Listening to young people is essential to the conversation, Cardinal Tobin noted.
“This is a time to learn from youth and young adults, to listen to their stories and to engage them in authentic dialogue,” he said. “We can also remember that youth and young adults are the agents, not the objects, of this process and of this synod. So they must have as much at stake in this as we do.
“Further, we can involve leaders in youth, campus and young adult ministries, vocations, marriage and family life — all who connect with youth and young adults in their work.”
Archbishop Chaput announced that a Vatican web survey has now been launched for youth and young adults in preparation for the synod: http://youth.synod2018.va.
He then shared two main questions for bishops to consider:
— How can bishops most effectively accompany youth and young adults in their baptismal call to missionary discipleship and in their vocational discernment — whether marriage, ordained ministry or consecrated life?
— How is The U.S. Catholic Church listening to youth and young adults, and what are the best practices in the ministry of accompaniment that are worth sharing with the universal church at the synod?
The number of bishops who wanted to respond publicly went beyond the allotted time in the morning session and continued into the afternoon session.

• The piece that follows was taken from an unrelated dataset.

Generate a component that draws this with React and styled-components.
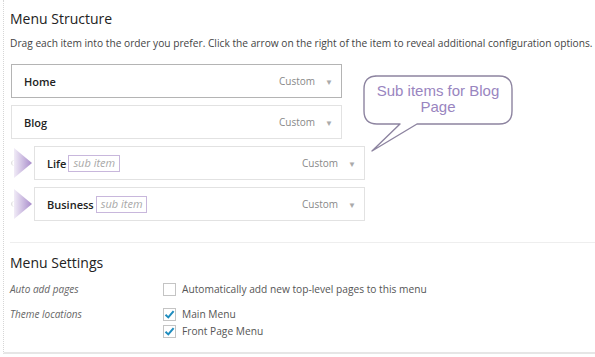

Archbishop Timothy P. Broglio shared his insights as head of the U.S. Archdiocese of the Military Services, noting what he has learned from young adults serving their country.
“Young people are not particularly opposed to the practice of their faith, but it is very important to invite them and preferably that they be invited by their peers,” Archbishop Broglio said. “We have to find ways to extend the invitation to living the faith — and also animating those people who do participate in the life of faith to bring their fellows with them.”
Archbishop Joseph E. Kurtz of Louisville, Kentucky, encouraged his fellow bishops to “buy in” to listening to young people.
“Mutually, we all should be buying into a vision of church,” Archbishop Kurtz said.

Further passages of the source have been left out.